Dans sa construction d’abord, qui semble faire siens l’un ou l’autre codes picturaux de la Renaissance – la technique dite de la composition pyramidale, tout particulièrement.

Courant d’à mi-hauteur des bords gauche et droit du cadre, deux diagonales longent ainsi les coudes extérieurs du couple périphérique de duellistes, puis en chatouillent les occiputs, avant de se rejoindre, enfin, non loin de celui du plus grand moustachu de service, accentuant de la sorte les effets géométriques d’une œuvre qui, à l’instar de la Vierge aux Rochers chez Da Vinci, joue des perspectives pour aimanter les regards d’entre calbute et chevelure bouclée – quoique, dans le cas d’espèce : pour nous braquer surtout sur la braguette du susmentionné et fort improbable beau moustachu.

Canalisé par le mouvement ascendant de ces lignes, l’effet est donc brin perturbant pour ne pas dire pervers – et cependant y a-t-il pire à ce registre, car l’on n’a encore tout vu !

Le comble de la perversité, toutefois, ne tiendra pas davantage à la perspective, non plus picturale mais cette fois bien charnelle, du pauvre bougre à tribord (d’évidence pas vraiment dans son assiette), que par babord aborde la révélation lui-livrée par quelque Vierge Marie aux trois-quarts nue. Le tout, bien entendu, toujours sous les regards complémentaires (l’un d’un caractère dominant, et l’autre en quête plutôt de protection) de ce couple inscrit au cœur des débats, qu’érotise si besoin ce cœur rouge sang sur le blanc virginal d’un seyant juste-au-corps, tels Jésus prenant sous son aile le doux faon Jean l’apôtre.
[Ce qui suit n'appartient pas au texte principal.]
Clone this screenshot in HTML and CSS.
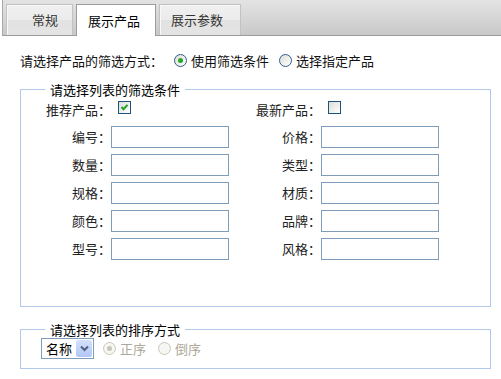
FILE: index.html
```html
<!DOCTYPE html>
<html lang="zh-CN">
<head>
  <meta charset="UTF-8">
  <title>展示产品</title>
  <link rel="stylesheet" href="styles.css">
</head>
<body>
  <div class="tabs">
    <div class="tab tab-first">常规</div>
    <div class="tab active">展示产品</div>
    <div class="tab">展示参数</div>
  </div>

  <div class="panel">
    <div class="mode-row">
      <span class="mode-label">请选择产品的筛选方式：</span>
      <label class="opt opt-first"><span class="radio on"></span>使用筛选条件</label>
      <label class="opt"><span class="radio"></span>选择指定产品</label>
    </div>

    <fieldset class="box filter">
      <legend>请选择列表的筛选条件</legend>
      <div class="grid">
        <label class="lbl">推荐产品：</label>
        <span class="cell">
          <span class="check">
            <svg width="11" height="11" viewBox="0 0 11 11"><path d="M2.5 5 L4.5 7.2 L8.5 2.8" fill="none" stroke="#21a121" stroke-width="2"/></svg>
          </span>
        </span>
        <label class="lbl">最新产品：</label>
        <span class="cell"><span class="check"></span></span>

        <label class="lbl">编号：</label><input class="txt" type="text">
        <label class="lbl">价格：</label><input class="txt" type="text">
        <label class="lbl">数量：</label><input class="txt" type="text">
        <label class="lbl">类型：</label><input class="txt" type="text">
        <label class="lbl">规格：</label><input class="txt" type="text">
        <label class="lbl">材质：</label><input class="txt" type="text">
        <label class="lbl">颜色：</label><input class="txt" type="text">
        <label class="lbl">品牌：</label><input class="txt" type="text">
        <label class="lbl">型号：</label><input class="txt" type="text">
        <label class="lbl">风格：</label><input class="txt" type="text">
      </div>
    </fieldset>

    <fieldset class="box sort">
      <legend>请选择列表的排序方式</legend>
      <div class="sort-row">
        <span class="select">名称
          <span class="drop">
            <svg width="9" height="7" viewBox="0 0 9 7"><path d="M1 1.5 L4.5 5 L8 1.5" fill="none" stroke="#4d6185" stroke-width="2"/></svg>
          </span>
        </span>
        <label class="opt dis"><span class="radio on"></span>正序</label>
        <label class="opt dis"><span class="radio"></span>倒序</label>
      </div>
    </fieldset>
  </div>
</body>
</html>
```

FILE: styles.css
```css
body {
  margin: 0;
  font-family: "Noto Sans CJK SC", "Liberation Sans", sans-serif;
  font-size: 13px;
  color: #111;
  background-color: #ffffff;
}
.tabs {
  display: flex;
  align-items: flex-end;
  gap: 3px;
  height: 35px;
  margin-left: 2px;
  padding-left: 3px;
  border-left: 1px solid #a8a8a8;
  border-bottom: 1px solid #9c9c9c;
  background: linear-gradient(#e3e3e3, #c9c9c9);
}
.tab {
  box-sizing: border-box;
  height: 31px;
  line-height: 29px;
  padding-left: 11px;
  border: 1px solid #c2c2c2;
  border-bottom: none;
  box-shadow: inset 1px 1px 0 #f8f8f8;
  background: linear-gradient(#f0f0f0 0%, #ebebeb 50%, #e2e2e2 51%, #e4e4e4 100%);
  color: #333;
}
.tab-first {
  width: 67px;
  padding-left: 25px;
}
.tab.active {
  width: 80px;
  height: 32px;
  margin-bottom: -1px;
  line-height: 31px;
  border-color: #9c9c9c;
  box-shadow: none;
  background: #ffffff;
  color: #000;
}
.tab:last-child {
  width: 82px;
}
.panel {
  padding: 14px 0 0 20px;
  width: 471px;
}
.mode-row {
  display: flex;
  align-items: center;
  height: 20px;
}
.opt {
  display: flex;
  align-items: center;
  margin-left: 10px;
}
.opt-first {
  margin-left: 11px;
}
.radio {
  box-sizing: border-box;
  position: relative;
  width: 13px;
  height: 13px;
  margin-right: 4px;
  border: 1px solid #2e5d8c;
  border-radius: 50%;
  background: linear-gradient(135deg, #dcdcd7, #ffffff);
}
.radio.on::after {
  content: "";
  position: absolute;
  left: 3px;
  top: 3px;
  width: 5px;
  height: 5px;
  border-radius: 50%;
  background: #25a825;
}
.dis {
  color: #aca899;
}
.dis .radio {
  border-color: #cac8bb;
  background: #f6f6f2;
}
.dis .radio.on::after {
  background: #c8c6b8;
}
.box {
  box-sizing: border-box;
  width: 471px;
  margin: 11px 0 0;
  padding: 0;
  border: 1px solid #b2c8ea;
}
.box legend {
  margin-left: 24px;
  padding: 0 5px;
  line-height: 17px;
  color: #000;
}
.grid {
  display: grid;
  grid-template-columns: 90px 118px 92px 118px;
  grid-template-rows: 20px repeat(5, 22px);
  row-gap: 6px;
  padding: 2px 0 46px;
}
.lbl {
  text-align: right;
  line-height: 22px;
  color: #222;
}
.grid .lbl:first-child,
.grid .lbl:nth-child(3) {
  line-height: 20px;
}
.cell {
  display: flex;
  align-items: flex-start;
}
.check {
  box-sizing: border-box;
  display: flex;
  align-items: center;
  justify-content: center;
  width: 13px;
  height: 13px;
  margin: 1px 0 0 7px;
  border: 1px solid #1c5180;
  background: linear-gradient(135deg, #dcdcd7, #ffffff);
}
.txt {
  box-sizing: border-box;
  width: 118px;
  height: 22px;
  margin: 0;
  border: 1px solid #7f9db9;
  padding: 0 3px;
  font: inherit;
}
.box.sort {
  margin-top: 14px;
}
.sort-row {
  display: flex;
  align-items: center;
  padding: 0 0 9px 20px;
}
.select {
  box-sizing: border-box;
  display: flex;
  align-items: center;
  width: 53px;
  height: 21px;
  padding: 0 1px 0 4px;
  border: 1px solid #7f9db9;
  color: #000;
}
.drop {
  display: flex;
  align-items: center;
  justify-content: center;
  width: 16px;
  height: 17px;
  margin-left: auto;
  border-radius: 2px;
  background: linear-gradient(#d4e0fc, #b3c7f5);
}
.sort-row .opt {
  margin-left: 9px;
}
.sort-row .opt + .opt {
  margin-left: 12px;
}
```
Non, décidément : le plus pervers ni le plus beau ne tiennent à cette banale opposition d’entre présumé amour et violence aveugle, si abjecte la rende la semblante inoffensivité de la pauvre victime, mais bien plutôt au caractère sciemment provoqué de cette scène – et à la distribution première des rôles.

En l’espèce, l’encravaté aux faux airs d’Ian Curtis se trouvait être un correspondant de presse états-unien, expressément dépêché par la chaîne CBS parmi les tribunes d’un fiévreux Argentine-Angleterre, pour y décrocher des clichés aussi sensationnalistes que possible – et notre génie d’outre-Atlantique de multiplier donc, pour ce-faire, les provocations de tous ordres sous les regards embrumés de supporters anglais trop sages encore à son goût, en un stade Azteca où ne manquèrent pourtant les incidents de toutes sortes.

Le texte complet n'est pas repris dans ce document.